*Brief*. Write out every line of the material as it stands, apart from the pictures.

*Information shown*.

## START

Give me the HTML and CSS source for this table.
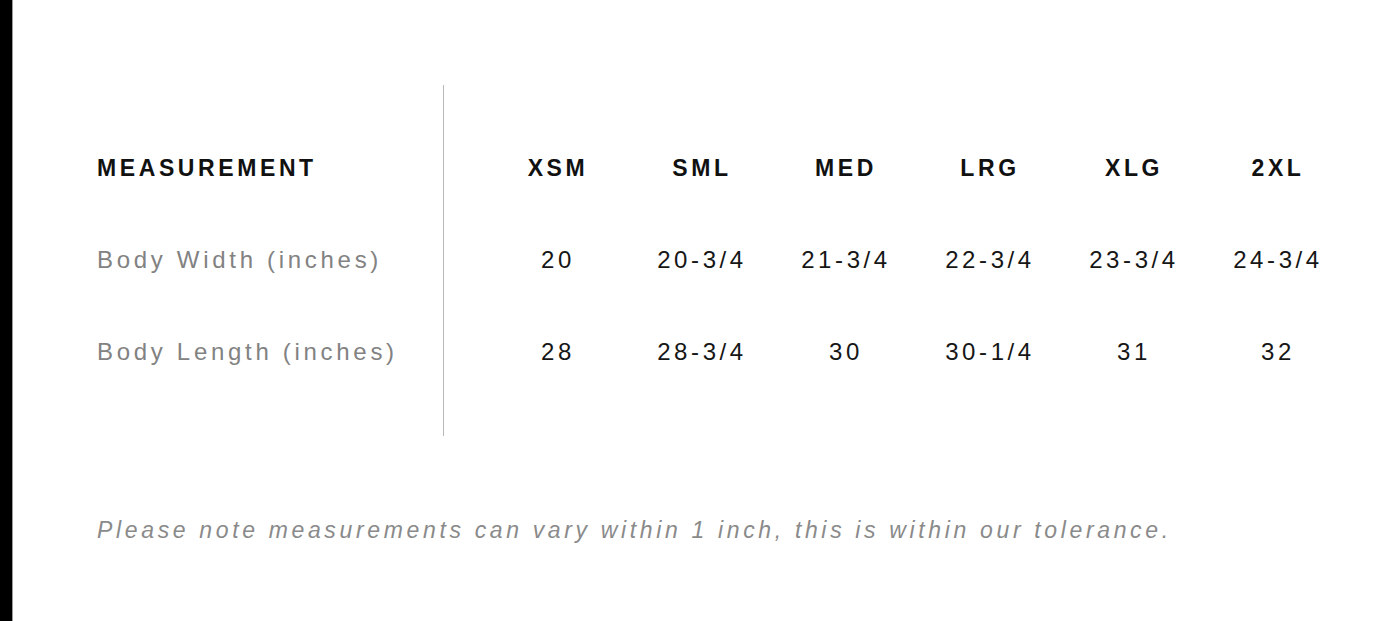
FILE: index.html
```html
<!DOCTYPE html>
<html lang="en">
<head>
<meta charset="utf-8">
<title>Size Chart</title>
<link rel="stylesheet" href="styles.css">
</head>
<body>
<div class="page">
  <div class="edge"></div>
  <main class="content">
    <div class="chart">
      <div class="labels">
        <div class="cell head">MEASUREMENT</div>
        <div class="cell label">Body Width (inches)</div>
        <div class="cell label">Body Length (inches)</div>
      </div>
      <div class="sizes">
        <div class="cell head c">XSM</div>
        <div class="cell head c">SML</div>
        <div class="cell head c">MED</div>
        <div class="cell head c">LRG</div>
        <div class="cell head c">XLG</div>
        <div class="cell head c">2XL</div>
        <div class="cell val">20</div>
        <div class="cell val">20-3/4</div>
        <div class="cell val">21-3/4</div>
        <div class="cell val">22-3/4</div>
        <div class="cell val">23-3/4</div>
        <div class="cell val">24-3/4</div>
        <div class="cell val">28</div>
        <div class="cell val">28-3/4</div>
        <div class="cell val">30</div>
        <div class="cell val">30-1/4</div>
        <div class="cell val">31</div>
        <div class="cell val">32</div>
      </div>
    </div>
    <p class="note">Please note measurements can vary within 1 inch, this is within our tolerance.</p>
  </main>
</div>
</body>
</html>
```

FILE: styles.css
```css
html, body {
  margin: 0;
  padding: 0;
  background: #fff;
}
body {
  font-family: "Liberation Sans", Arial, Helvetica, sans-serif;
}
.page {
  display: flex;
  min-height: 621px;
}
.edge {
  width: 12px;
  flex: none;
  background: #000;
  border-right: 1px solid #9a9a9a;
}
.content {
  flex: 1;
  padding: 85px 0 0 84px;
}
.chart {
  display: flex;
}
.labels {
  width: 346px;
  border-right: 1px solid #b8b8b8;
  padding: 37px 0 38px;
  display: flex;
  flex-direction: column;
}
.sizes {
  margin-left: 42px;
  padding: 37px 0 38px;
  display: grid;
  grid-template-columns: repeat(6, 144px);
  grid-auto-rows: 92px;
}
.cell {
  height: 92px;
  display: flex;
  align-items: center;
  white-space: nowrap;
}
.sizes .cell {
  justify-content: center;
}
.head {
  font-weight: 700;
  font-size: 23px;
  letter-spacing: 3.6px;
  color: #111;
}
.label {
  font-size: 24px;
  letter-spacing: 3.7px;
  color: #828282;
}
.val {
  font-size: 24px;
  letter-spacing: 3.6px;
  color: #161616;
}
.note {
  margin: 79px 0 0;
  line-height: 30px;
  font-size: 23px;
  font-style: italic;
  letter-spacing: 3.65px;
  color: #8a8a8a;
  white-space: nowrap;
}
```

## END

*Task answer*.
Give me the HTML and CSS source for this table.
FILE: index.html
```html
<!DOCTYPE html>
<html lang="en">
<head>
<meta charset="utf-8">
<title>Size Chart</title>
<link rel="stylesheet" href="styles.css">
</head>
<body>
<div class="page">
  <div class="edge"></div>
  <main class="content">
    <div class="chart">
      <div class="labels">
        <div class="cell head">MEASUREMENT</div>
        <div class="cell label">Body Width (inches)</div>
        <div class="cell label">Body Length (inches)</div>
      </div>
      <div class="sizes">
        <div class="cell head c">XSM</div>
        <div class="cell head c">SML</div>
        <div class="cell head c">MED</div>
        <div class="cell head c">LRG</div>
        <div class="cell head c">XLG</div>
        <div class="cell head c">2XL</div>
        <div class="cell val">20</div>
        <div class="cell val">20-3/4</div>
        <div class="cell val">21-3/4</div>
        <div class="cell val">22-3/4</div>
        <div class="cell val">23-3/4</div>
        <div class="cell val">24-3/4</div>
        <div class="cell val">28</div>
        <div class="cell val">28-3/4</div>
        <div class="cell val">30</div>
        <div class="cell val">30-1/4</div>
        <div class="cell val">31</div>
        <div class="cell val">32</div>
      </div>
    </div>
    <p class="note">Please note measurements can vary within 1 inch, this is within our tolerance.</p>
  </main>
</div>
</body>
</html>
```

FILE: styles.css
```css
html, body {
  margin: 0;
  padding: 0;
  background: #fff;
}
body {
  font-family: "Liberation Sans", Arial, Helvetica, sans-serif;
}
.page {
  display: flex;
  min-height: 621px;
}
.edge {
  width: 12px;
  flex: none;
  background: #000;
  border-right: 1px solid #9a9a9a;
}
.content {
  flex: 1;
  padding: 85px 0 0 84px;
}
.chart {
  display: flex;
}
.labels {
  width: 346px;
  border-right: 1px solid #b8b8b8;
  padding: 37px 0 38px;
  display: flex;
  flex-direction: column;
}
.sizes {
  margin-left: 42px;
  padding: 37px 0 38px;
  display: grid;
  grid-template-columns: repeat(6, 144px);
  grid-auto-rows: 92px;
}
.cell {
  height: 92px;
  display: flex;
  align-items: center;
  white-space: nowrap;
}
.sizes .cell {
  justify-content: center;
}
.head {
  font-weight: 700;
  font-size: 23px;
  letter-spacing: 3.6px;
  color: #111;
}
.label {
  font-size: 24px;
  letter-spacing: 3.7px;
  color: #828282;
}
.val {
  font-size: 24px;
  letter-spacing: 3.6px;
  color: #161616;
}
.note {
  margin: 79px 0 0;
  line-height: 30px;
  font-size: 23px;
  font-style: italic;
  letter-spacing: 3.65px;
  color: #8a8a8a;
  white-space: nowrap;
}
```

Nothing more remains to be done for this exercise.